On the couch next to me he dreams. His paws and nose twitch and I imagine he’s off somewhere saving the world. As I move from room to room during the day he follows. He curls up nearby … just for the sake of being nearby. Even during my morning bath, he is right there. Precious.

I’ve learned a lot from this guy. Some things are simple. Well, all of these things are simple, really. As humans we have a tendency to overthink and complicate everything, don’t we? If only I could embody the simple wisdom of this lovely, sweet beast. 

Yoda Wisdom:

Eat when you’re hungry. 

Drink when you’re thirsty. 

Sleep when you’re tired. 

Keep routines for everything: sleep, food, walks, play. 

Don’t carry anything longer than is necessary. 

Be generous with affection. 

Don’t hesitate to express yourself. 

When you need rest, seek solitude. 

When you need love, seek company. 

Stay grounded by touch. 

Try new things. 

Investigate every possibility. 

Begin every day like it’s your first. 

Begin every day like it’s your last. 

Stay intimately connected to the world around you. 

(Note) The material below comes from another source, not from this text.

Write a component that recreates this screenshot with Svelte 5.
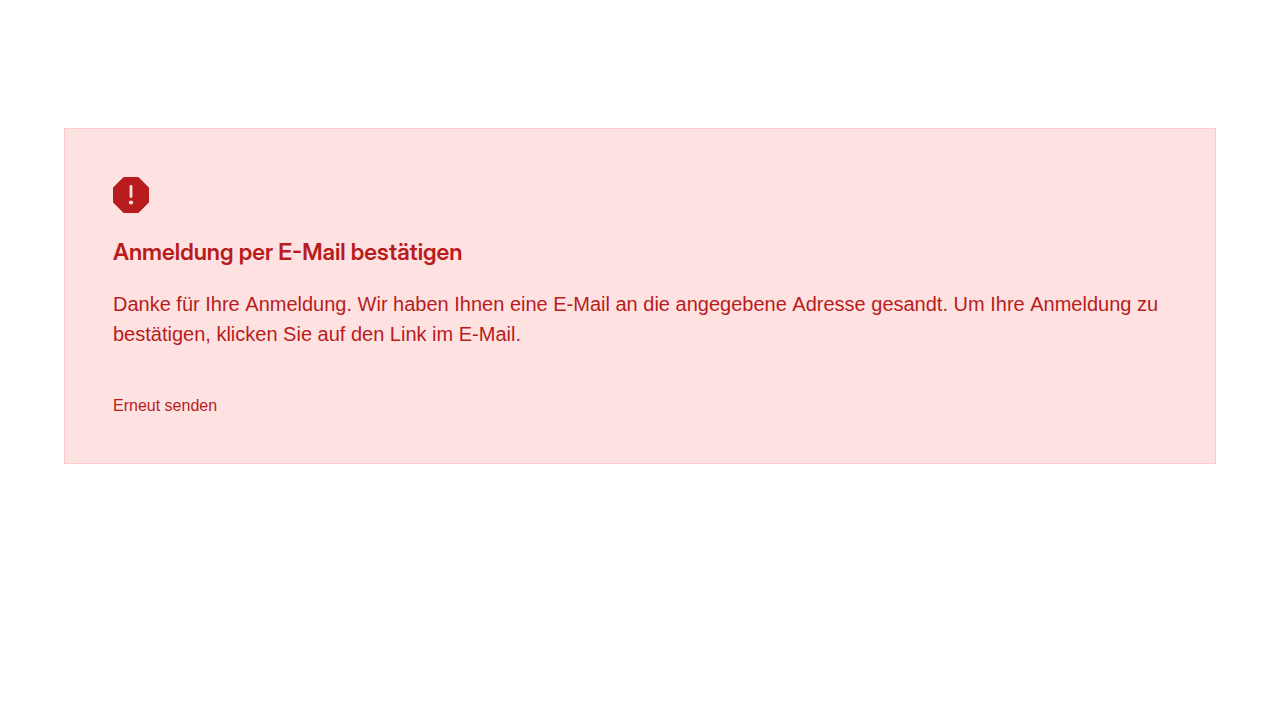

Trust, but first, verify safety of all things.

Be loyal. 

Show gratitude. 

Take chances. 

There are dozens more. I could fill pages. To share life with such a creature, you learn things you can learn no other way. They are friend and teacher, parent and child. I love this guy. Yesterday, as I began this post, I kept looking into his soulful eyes and told him I was writing about him. I don’t know what he heard, but there was a loving approval. There is almost always that. It’s what I live for.